=== INFORMATION SHOWN ===
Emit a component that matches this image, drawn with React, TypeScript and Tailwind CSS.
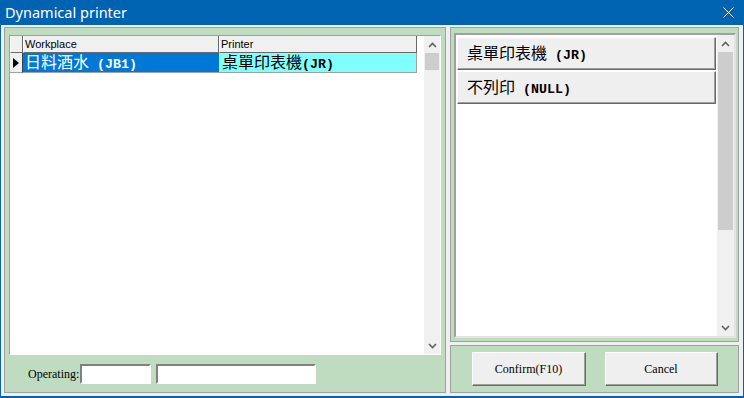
const cjk = { fontFamily: '"Noto Sans CJK TC", "Noto Sans", sans-serif' }

function Chevron({ down = false }: { down?: boolean }) {
  return (
    <svg width="9" height="6" viewBox="0 0 9 6" className={down ? 'rotate-180' : ''}>
      <path d="M1 5 L4.5 1.5 L8 5" fill="none" stroke="#606060" strokeWidth="1.6" />
    </svg>
  )
}

function ScrollBar({ thumb, className }: { thumb: string; className: string }) {
  return (
    <div className={`flex flex-col bg-[#f0f0f0] ${className}`}>
      <div className="h-[17px] flex items-center justify-center">
        <Chevron />
      </div>
      <div className={`bg-[#cdcdcd] mx-px ${thumb}`} />
      <div className="flex-1" />
      <div className="h-[17px] flex items-center justify-center">
        <Chevron down />
      </div>
    </div>
  )
}

function Mixed({ han, code, space = false }: { han: string; code: string; space?: boolean }) {
  return (
    <span className="whitespace-pre leading-none">
      <span className="text-[16px]" style={cjk}>{han}</span>
      <span className="text-[13.3px] font-bold font-['Liberation_Mono',monospace]">
        {space ? ' ' + code : code}
      </span>
    </span>
  )
}

function RaisedButton({ children, className }: { children: React.ReactNode; className: string }) {
  return (
    <div
      className={`bg-[#efefef] border border-t-white border-l-white border-r-[#696969] border-b-[#696969] shadow-[inset_-1px_-1px_0_#a0a0a0] ${className}`}
    >
      {children}
    </div>
  )
}

export default function App() {
  return (
    <div className="w-[744px] h-[398px] flex flex-col bg-[#0063b1] overflow-hidden font-['Liberation_Sans',sans-serif]">
      {/* title bar */}
      <div className="h-[25px] flex items-center justify-between pl-[5px] pr-[10px] text-white">
        <span className="text-[14.5px] font-['Noto_Sans',sans-serif]">Dynamical printer</span>
        <svg width="11" height="11" viewBox="0 0 11 11">
          <path d="M0.5 0.5 L10.5 10.5 M10.5 0.5 L0.5 10.5" stroke="white" strokeWidth="1" />
        </svg>
      </div>

      <div className="flex-1 mx-px mb-[2px] bg-[#f0f0f0] flex gap-[4px] pl-[3px] pr-[4px] pt-[2px] pb-[3px]">
        {/* left panel */}
        <div className="w-[442px] flex flex-col bg-[#c0dcc0] border border-[#a0a0a0] pt-[7px] px-[4px]">
          <div className="h-[320px] flex bg-white border border-t-[#a0a0a0] border-l-[#a0a0a0] border-r-white border-b-white">
            <div className="flex-1 flex flex-col">
              <div className="flex h-[17px] text-[11px] text-black">
                <div className="w-[13px] bg-[#f0f0f0] border-r border-b border-[#696969] border-l border-l-white" />
                <div className="w-[196px] bg-[#f0f0f0] border-r border-b border-[#696969] border-l border-l-white pl-[1px] leading-[16px]">
                  Workplace
                </div>
                <div className="w-[198px] bg-[#f0f0f0] border-r border-b border-[#696969] border-l border-l-white pl-[1px] leading-[16px]">
                  Printer
                </div>
              </div>
              <div className="flex h-[20px]">
                <div className="w-[13px] bg-[#f0f0f0] border-r border-r-[#404040] border-b border-b-[#a0a0a0] flex items-center justify-center">
                  <svg width="6" height="10" viewBox="0 0 6 10">
                    <path d="M0 0 L6 5 L0 10 Z" fill="black" />
                  </svg>
                </div>
                <div className="w-[196px] bg-[#0078d7] text-white border-b border-[#a0a0a0] flex items-center pl-[2px]">
                  <Mixed han="日料酒水" code="(JB1)" space />
                </div>
                <div className="w-[198px] bg-[#80ffff] text-black border-r border-b border-[#a0a0a0] flex items-center pl-[3px]">
                  <Mixed han="桌單印表機" code="(JR)" />
                </div>
              </div>
            </div>
            <ScrollBar thumb="h-[17px]" className="w-[16px]" />
          </div>

          <div className="flex-1 flex items-center pl-[19px] gap-[1px] font-['Liberation_Serif',serif] text-[12px] text-black">
            <span>Operating:</span>
            <div className="w-[71px] h-[20px] bg-white border-2 border-t-[#808080] border-l-[#808080] border-r-white border-b-white" />
            <div className="w-[160px] h-[20px] ml-[4px] bg-white border-2 border-t-[#808080] border-l-[#808080] border-r-white border-b-white" />
          </div>
        </div>

        {/* right column */}
        <div className="flex-1 flex flex-col gap-[3px]">
          <div className="h-[315px] bg-[#c0dcc0] border border-[#a0a0a0] pt-[5px] pb-[3px] pl-[3px] pr-[2px] flex">
            <div className="flex-1 flex bg-white border-2 border-t-[#a0a0a0] border-l-[#a0a0a0] border-r-[#e3e3e3] border-b-[#e3e3e3]">
              <div className="flex-1 flex flex-col gap-px pt-[2px] px-px">
                <RaisedButton className="h-[33px] flex items-center pl-[9px] text-black">
                  <Mixed han="桌單印表機" code="(JR)" space />
                </RaisedButton>
                <RaisedButton className="h-[33px] flex items-center pl-[9px] text-black">
                  <Mixed han="不列印" code="(NULL)" space />
                </RaisedButton>
              </div>
              <ScrollBar thumb="h-[178px]" className="w-[17px]" />
            </div>
          </div>

          <div className="flex-1 bg-[#c0dcc0] border border-[#a0a0a0] flex items-center justify-center gap-[19px] font-['Liberation_Serif',serif] text-[12px] text-black">
            <RaisedButton className="w-[114px] h-[34px] flex items-center justify-center">Confirm(F10)</RaisedButton>
            <RaisedButton className="w-[113px] h-[34px] flex items-center justify-center">Cancel</RaisedButton>
          </div>
        </div>
      </div>
    </div>
  )
}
===
* **PROMPT**: Reproduce all of the material exactly, apart from the pictures.

* **RESULT OF THE TASK**:
Emit a component that matches this image, drawn with React, TypeScript and Tailwind CSS.
const cjk = { fontFamily: '"Noto Sans CJK TC", "Noto Sans", sans-serif' }

function Chevron({ down = false }: { down?: boolean }) {
  return (
    <svg width="9" height="6" viewBox="0 0 9 6" className={down ? 'rotate-180' : ''}>
      <path d="M1 5 L4.5 1.5 L8 5" fill="none" stroke="#606060" strokeWidth="1.6" />
    </svg>
  )
}

function ScrollBar({ thumb, className }: { thumb: string; className: string }) {
  return (
    <div className={`flex flex-col bg-[#f0f0f0] ${className}`}>
      <div className="h-[17px] flex items-center justify-center">
        <Chevron />
      </div>
      <div className={`bg-[#cdcdcd] mx-px ${thumb}`} />
      <div className="flex-1" />
      <div className="h-[17px] flex items-center justify-center">
        <Chevron down />
      </div>
    </div>
  )
}

function Mixed({ han, code, space = false }: { han: string; code: string; space?: boolean }) {
  return (
    <span className="whitespace-pre leading-none">
      <span className="text-[16px]" style={cjk}>{han}</span>
      <span className="text-[13.3px] font-bold font-['Liberation_Mono',monospace]">
        {space ? ' ' + code : code}
      </span>
    </span>
  )
}

function RaisedButton({ children, className }: { children: React.ReactNode; className: string }) {
  return (
    <div
      className={`bg-[#efefef] border border-t-white border-l-white border-r-[#696969] border-b-[#696969] shadow-[inset_-1px_-1px_0_#a0a0a0] ${className}`}
    >
      {children}
    </div>
  )
}

export default function App() {
  return (
    <div className="w-[744px] h-[398px] flex flex-col bg-[#0063b1] overflow-hidden font-['Liberation_Sans',sans-serif]">
      {/* title bar */}
      <div className="h-[25px] flex items-center justify-between pl-[5px] pr-[10px] text-white">
        <span className="text-[14.5px] font-['Noto_Sans',sans-serif]">Dynamical printer</span>
        <svg width="11" height="11" viewBox="0 0 11 11">
          <path d="M0.5 0.5 L10.5 10.5 M10.5 0.5 L0.5 10.5" stroke="white" strokeWidth="1" />
        </svg>
      </div>

      <div className="flex-1 mx-px mb-[2px] bg-[#f0f0f0] flex gap-[4px] pl-[3px] pr-[4px] pt-[2px] pb-[3px]">
        {/* left panel */}
        <div className="w-[442px] flex flex-col bg-[#c0dcc0] border border-[#a0a0a0] pt-[7px] px-[4px]">
          <div className="h-[320px] flex bg-white border border-t-[#a0a0a0] border-l-[#a0a0a0] border-r-white border-b-white">
            <div className="flex-1 flex flex-col">
              <div className="flex h-[17px] text-[11px] text-black">
                <div className="w-[13px] bg-[#f0f0f0] border-r border-b border-[#696969] border-l border-l-white" />
                <div className="w-[196px] bg-[#f0f0f0] border-r border-b border-[#696969] border-l border-l-white pl-[1px] leading-[16px]">
                  Workplace
                </div>
                <div className="w-[198px] bg-[#f0f0f0] border-r border-b border-[#696969] border-l border-l-white pl-[1px] leading-[16px]">
                  Printer
                </div>
              </div>
              <div className="flex h-[20px]">
                <div className="w-[13px] bg-[#f0f0f0] border-r border-r-[#404040] border-b border-b-[#a0a0a0] flex items-center justify-center">
                  <svg width="6" height="10" viewBox="0 0 6 10">
                    <path d="M0 0 L6 5 L0 10 Z" fill="black" />
                  </svg>
                </div>
                <div className="w-[196px] bg-[#0078d7] text-white border-b border-[#a0a0a0] flex items-center pl-[2px]">
                  <Mixed han="日料酒水" code="(JB1)" space />
                </div>
                <div className="w-[198px] bg-[#80ffff] text-black border-r border-b border-[#a0a0a0] flex items-center pl-[3px]">
                  <Mixed han="桌單印表機" code="(JR)" />
                </div>
              </div>
            </div>
            <ScrollBar thumb="h-[17px]" className="w-[16px]" />
          </div>

          <div className="flex-1 flex items-center pl-[19px] gap-[1px] font-['Liberation_Serif',serif] text-[12px] text-black">
            <span>Operating:</span>
            <div className="w-[71px] h-[20px] bg-white border-2 border-t-[#808080] border-l-[#808080] border-r-white border-b-white" />
            <div className="w-[160px] h-[20px] ml-[4px] bg-white border-2 border-t-[#808080] border-l-[#808080] border-r-white border-b-white" />
          </div>
        </div>

        {/* right column */}
        <div className="flex-1 flex flex-col gap-[3px]">
          <div className="h-[315px] bg-[#c0dcc0] border border-[#a0a0a0] pt-[5px] pb-[3px] pl-[3px] pr-[2px] flex">
            <div className="flex-1 flex bg-white border-2 border-t-[#a0a0a0] border-l-[#a0a0a0] border-r-[#e3e3e3] border-b-[#e3e3e3]">
              <div className="flex-1 flex flex-col gap-px pt-[2px] px-px">
                <RaisedButton className="h-[33px] flex items-center pl-[9px] text-black">
                  <Mixed han="桌單印表機" code="(JR)" space />
                </RaisedButton>
                <RaisedButton className="h-[33px] flex items-center pl-[9px] text-black">
                  <Mixed han="不列印" code="(NULL)" space />
                </RaisedButton>
              </div>
              <ScrollBar thumb="h-[178px]" className="w-[17px]" />
            </div>
          </div>

          <div className="flex-1 bg-[#c0dcc0] border border-[#a0a0a0] flex items-center justify-center gap-[19px] font-['Liberation_Serif',serif] text-[12px] text-black">
            <RaisedButton className="w-[114px] h-[34px] flex items-center justify-center">Confirm(F10)</RaisedButton>
            <RaisedButton className="w-[113px] h-[34px] flex items-center justify-center">Cancel</RaisedButton>
          </div>
        </div>
      </div>
    </div>
  )
}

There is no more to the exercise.